Irene Vagionakis edited this page Feb 24, 2023 · 10 revisions

Search

Thanks to the functionality provided by Solr, EFES comes with an inbuilt search engine that can perform lemma searches (provided you have lemmatized your inscriptions before uploading them into EFES), grouped searches and boolean queries. It includes:

  • Text search (supporting wildcards like *; 'Search lemmatised text' option: to search in the lemmatised text rather than in the full text)
  • Faceted browse search
  • Time slider

To customise the search interface, you can edit webapps/ROOT/assets/templates/search.xml and webapps/ROOT/stylesheets/solr/results-to-html.xsl.

Facets

Facets allow us to do complex searches on our data using filters that group the inscriptions into categories by a certain feature (such as the origin, support material etc.). By applying multiple filters we can narrow down the results we get from our search and thus quickly find what we're looking for.

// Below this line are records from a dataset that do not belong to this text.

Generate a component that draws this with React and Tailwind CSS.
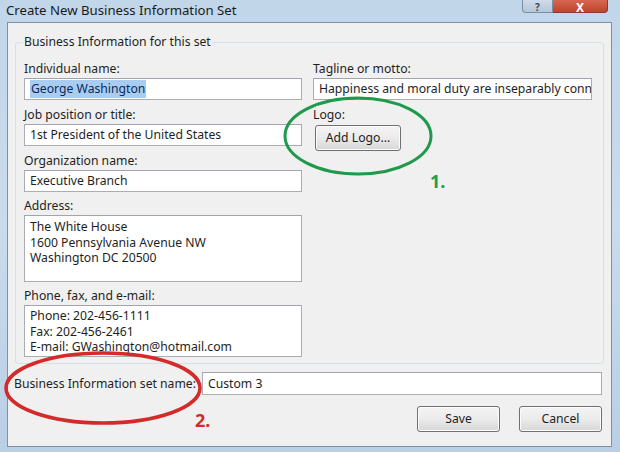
import React from 'react';

const font = { fontFamily: '"Noto Sans", "Open Sans", Arial, sans-serif' };

function Label({ children, className = '' }) {
  return <div className={`h-[19px] flex items-center text-[12.2px] text-[#1e1e1e] ${className}`}>{children}</div>;
}

function Box({ children, className = '' }) {
  return (
    <div className={`bg-white border border-[#abadb3] border-t-[#a0a4ac] px-[5px] text-[12.2px] text-[#1e1e1e] whitespace-nowrap overflow-hidden ${className}`}>
      {children}
    </div>
  );
}

function Btn({ children, className = '' }) {
  return (
    <button className={`h-[26px] rounded-[3px] border border-[#707070] bg-gradient-to-b from-[#f4f4f4] via-[#ebebeb] to-[#d7d7d7] text-[12.2px] text-[#1e1e1e] shadow-[inset_0_0_0_1px_#fcfcfc] ${className}`}>
      {children}
    </button>
  );
}

export default function App() {
  return (
    <div style={font} className="relative w-[620px] h-[452px] overflow-hidden bg-gradient-to-b from-[#c2d6ea] via-[#c9dbed] to-[#b9cfe6] flex flex-col">
      {/* title bar */}
      <div className="h-[22px] flex items-start justify-between pl-[6px] pr-[12px] shrink-0">
        <div className="text-[13.2px] text-[#1a1a1a] leading-[20px]">Create New Business Information Set</div>
        <div className="flex">
          <div className="w-[31px] h-[13px] rounded-bl-[4px] border border-t-0 border-[#7b8ea5] bg-gradient-to-b from-[#cfdbe8] to-[#b5c6d9] flex items-end justify-center text-[10px] leading-[10px] text-[#3b4a5e] font-bold overflow-hidden">?</div>
          <div className="w-[55px] h-[13px] rounded-br-[4px] border border-t-0 border-l-0 border-[#8a3a30] bg-gradient-to-b from-[#d66650] to-[#c2412f] flex items-end justify-center text-[12px] leading-[9px] text-white font-bold overflow-hidden">X</div>
        </div>
      </div>

      {/* client area */}
      <div className="ml-[7px] mr-[8px] mb-[5px] flex-1 bg-[#f0f0f0] border border-[#7d91a8] flex flex-col">
        <fieldset className="mx-[7px] mt-[10px] border border-[#d5dfe5] rounded-[3px] px-[8px] pb-[6px]">
          <legend className="px-[1px] -ml-[1px] text-[12.2px] text-[#1e1e1e]">Business Information for this set</legend>
          <div className="flex gap-[11px] pt-[8px]">
            <div className="w-[278px] flex flex-col">
              <Label>Individual name:</Label>
              <Box className="h-[22px] flex items-center">
                <span className="bg-[#a9cdf0] text-[#0a2a5a] px-[1px]">George Washington</span>
              </Box>
              <Label className="mt-[5px]">Job position or title:</Label>
              <Box className="h-[22px] flex items-center">1st President of the United States</Box>
              <Label className="mt-[5px]">Organization name:</Label>
              <Box className="h-[22px] flex items-center">Executive Branch</Box>
              <Label className="mt-[4px]">Address:</Label>
              <Box className="h-[67px] pt-[3px] leading-[15.5px]">
                <div>The White House</div>
                <div>1600 Pennsylvania Avenue NW</div>
                <div>Washington DC 20500</div>
              </Box>
              <Label className="mt-[4px]">Phone, fax, and e-mail:</Label>
              <Box className="h-[52px] pt-[2px] leading-[15.5px]">
                <div>Phone: 202-456-1111</div>
                <div>Fax: 202-456-2461</div>
                <div>E-mail: GWashington@hotmail.com</div>
              </Box>
            </div>
            <div className="w-[279px] flex flex-col">
              <Label>Tagline or motto:</Label>
              <Box className="h-[22px] flex items-center">Happiness and moral duty are inseparably connected</Box>
              <Label className="mt-[5px]">Logo:</Label>
              <div>
                <Btn className="w-[86px] ml-[2px]">Add Logo...</Btn>
              </div>
            </div>
          </div>
        </fieldset>

        <div className="flex items-center mt-[8px] ml-[6px] mr-[9px] h-[23px]">
          <div className="text-[12.2px] text-[#1e1e1e] w-[188px] whitespace-nowrap">Business Information set name:</div>
          <Box className="flex-1 h-[23px] flex items-center">Custom 3</Box>
        </div>

        <div className="flex justify-end gap-[19px] mt-[11px] mr-[9px]">
          <Btn className="w-[83px]">Save</Btn>
          <Btn className="w-[83px]">Cancel</Btn>
        </div>
      </div>

      {/* annotations */}
      <svg className="absolute inset-0 pointer-events-none" width="620" height="452">
        <ellipse cx="358" cy="136" rx="73" ry="38" fill="none" stroke="#1f9a4c" strokeWidth="3" />
        <ellipse cx="103" cy="388" rx="97" ry="35" fill="none" stroke="#d42a2a" strokeWidth="3.5" />
      </svg>
      <div className="absolute left-[430px] top-[168px] text-[18px] font-bold text-[#22a04f]">1.</div>
      <div className="absolute left-[195px] top-[407px] text-[18px] font-bold text-[#d42a2a]">2.</div>
    </div>
  );
}
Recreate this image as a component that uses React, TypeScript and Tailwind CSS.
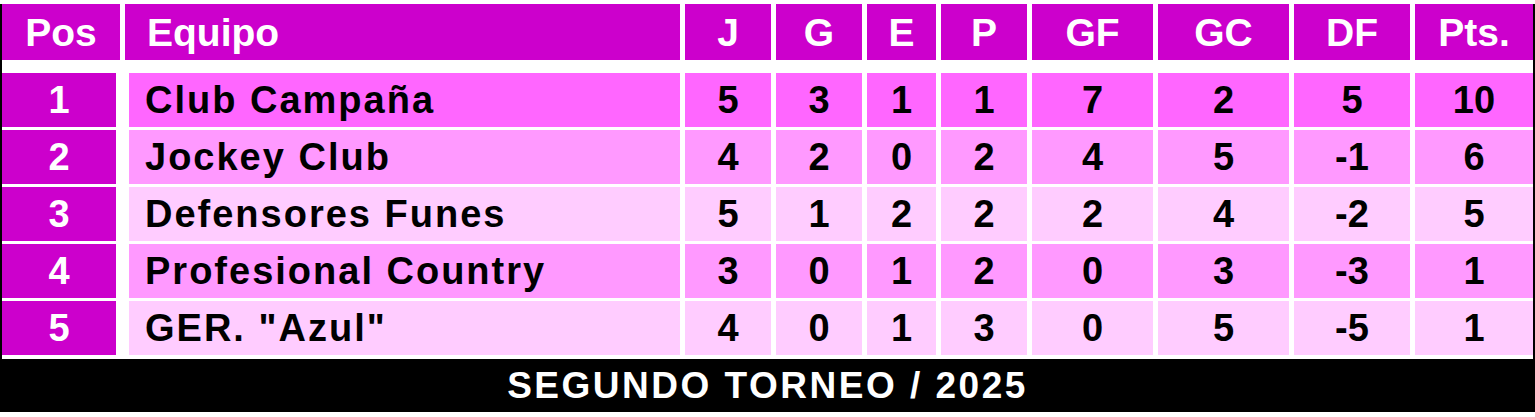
const rows = [
  { pos: 1, team: "Club Campaña", j: 5, g: 3, e: 1, p: 1, gf: 7, gc: 2, df: 5, pts: 10, bg: "bg-[#ff66ff]" },
  { pos: 2, team: "Jockey Club", j: 4, g: 2, e: 0, p: 2, gf: 4, gc: 5, df: -1, pts: 6, bg: "bg-[#ff99ff]" },
  { pos: 3, team: "Defensores Funes", j: 5, g: 1, e: 2, p: 2, gf: 2, gc: 4, df: -2, pts: 5, bg: "bg-[#ffccff]" },
  { pos: 4, team: "Profesional Country", j: 3, g: 0, e: 1, p: 2, gf: 0, gc: 3, df: -3, pts: 1, bg: "bg-[#ff99ff]" },
  { pos: 5, team: 'GER. "Azul"', j: 4, g: 0, e: 1, p: 3, gf: 0, gc: 5, df: -5, pts: 1, bg: "bg-[#ffccff]" },
];

const cols = "grid grid-cols-[118px_555px_86px_86px_69px_86px_121px_131px_116px_118px] gap-x-[5px]";

const headers = ["J", "G", "E", "P", "GF", "GC", "DF", "Pts."];

export default function App() {
  return (
    <div
      className="w-[1535px] h-[417px] bg-white pt-[4px] overflow-hidden leading-none"
      style={{ fontFamily: '"Liberation Sans", Arial, sans-serif' }}
    >
      <div className="border-x-2 border-black">
        {/* header */}
        <div className={`${cols} grid-rows-[56px] text-white font-bold text-[39px]`}>
          <div className="bg-[#cc00cc] flex items-center justify-center">Pos</div>
          <div className="bg-[#cc00cc] flex items-center pl-[22px]">Equipo</div>
          {headers.map((h) => (
            <div key={h} className="bg-[#cc00cc] flex items-center justify-center">
              {h}
            </div>
          ))}
        </div>

        <div className="h-[13px]" />

        <div className="flex flex-col gap-y-[3px] font-bold text-[38px]">
          {rows.map((r) => (
            <div key={r.pos} className={`${cols} grid-rows-[54px]`}>
              <div className="w-[114px] bg-[#cc00cc] text-white flex items-center justify-center">
                {r.pos}
              </div>
              <div className={`${r.bg} ml-[4px] flex items-center pl-[16px] tracking-[2px] text-black`}>
                {r.team}
              </div>
              {[r.j, r.g, r.e, r.p, r.gf, r.gc, r.df, r.pts].map((v, i) => (
                <div key={i} className={`${r.bg} flex items-center justify-center text-black`}>
                  {v}
                </div>
              ))}
            </div>
          ))}
        </div>

        <div className="h-[4px]" />
      </div>

      <div className="h-[53px] bg-black text-white font-bold text-[37px] tracking-[2.5px] flex items-center justify-center">
        SEGUNDO TORNEO / 2025
      </div>
    </div>
  );
}
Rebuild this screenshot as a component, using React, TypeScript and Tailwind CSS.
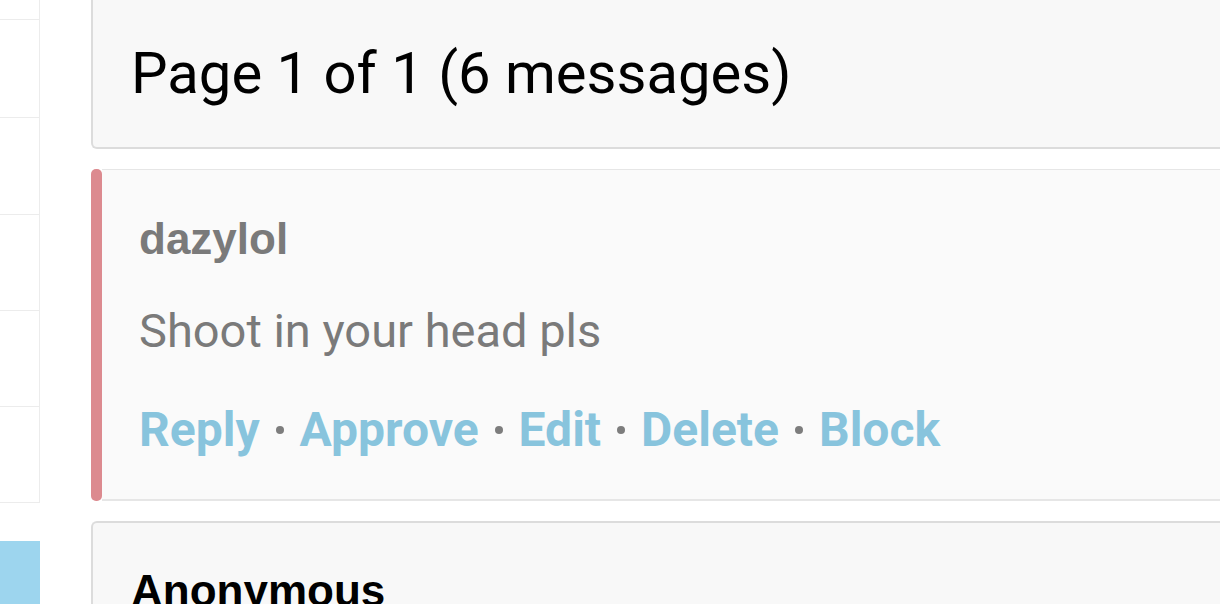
import React from "react";

const sideRows = [
  "h-[20px]",
  "h-[98px]",
  "h-[97px]",
  "h-[96px]",
  "h-[96px]",
  "h-[96px]",
];

const actions = ["Reply", "Approve", "Edit", "Delete", "Block"];

export default function App() {
  return (
    <div className="flex w-[1220px] h-[604px] overflow-hidden bg-white">
      {/* left rail */}
      <aside className="w-[40px] shrink-0 flex flex-col">
        <div className="border-r border-[#ececec] bg-white">
          {sideRows.map((h, i) => (
            <div key={i} className={`${h} border-b border-[#ececec]`} />
          ))}
        </div>
        <div className="mt-[38px] h-[63px] bg-[#9dd5ee]" />
      </aside>

      {/* messages */}
      <main className="flex flex-col gap-[20px] pl-[51px] w-[1240px] shrink-0">
        <div className="h-[149px] shrink-0 bg-[#f8f8f8] border-l-2 border-b-2 border-[#dcdcdc] rounded-bl-[6px] pl-[38px] pt-[44px]">
          <h1 className="font-['Roboto',sans-serif] text-[58px] leading-none text-black">
            Page 1 of 1 (6 messages)
          </h1>
        </div>

        <div className="flex h-[332px] shrink-0">
          <div className="w-[11px] shrink-0 rounded-[5px] bg-[#dc8a8f]" />
          <div className="flex-1 bg-[#fafafa] border-t border-b-2 border-[#e6e6e6] pl-[37px] pt-[47px]">
            <div className="font-['Liberation_Sans',Arial,sans-serif] font-bold text-[44px] leading-none text-[#7a7a7a]">
              dazylol
            </div>
            <p className="mt-[46px] font-['Roboto',sans-serif] text-[47px] leading-none text-[#7a7a7a]">
              Shoot in your head pls
            </p>
            <div className="mt-[52px] flex items-center font-['Roboto',sans-serif] font-bold text-[48px] leading-none text-[#88c4dd]">
              {actions.map((a, i) => (
                <React.Fragment key={a}>
                  {i > 0 && (
                    <span className="mx-[16px] inline-block w-[8px] h-[8px] rounded-full bg-[#7d7d7d]" />
                  )}
                  <span>{a}</span>
                </React.Fragment>
              ))}
            </div>
          </div>
        </div>

        <div className="h-[200px] shrink-0 bg-[#f8f8f8] border-l-2 border-t-2 border-[#dcdcdc] rounded-tl-[6px] pl-[38px] pt-[46px]">
          <div className="font-['Liberation_Sans',Arial,sans-serif] font-bold text-[44px] leading-none text-black">
            Anonymous
          </div>
        </div>
      </main>
    </div>
  );
}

EFES comes with the following facets already created:

  • Author
  • Publication date
  • Found provenance
  • Mentioned people
  • Mentioned places
  • Place of origin
  • Source repository
  • Support material
  • Support object - type

Facets can be optionally linked to authority lists. Some of the pre-existing facets - e.g. support material, place of origin - require the use of authority lists; to use them without authority lists, edit them in tei-to-solr.xsl (see below).

Removing facets

If you would like to remove any of the existing facets, you could simply comment out or delete the <facet.field> element containing the facet from facet_query.xml in webapps/ROOT/assets/queries/solr/. This file defines the search query sent to Solr. Therefore by removing a <facet.field> from it Solr will no longer facet on that field.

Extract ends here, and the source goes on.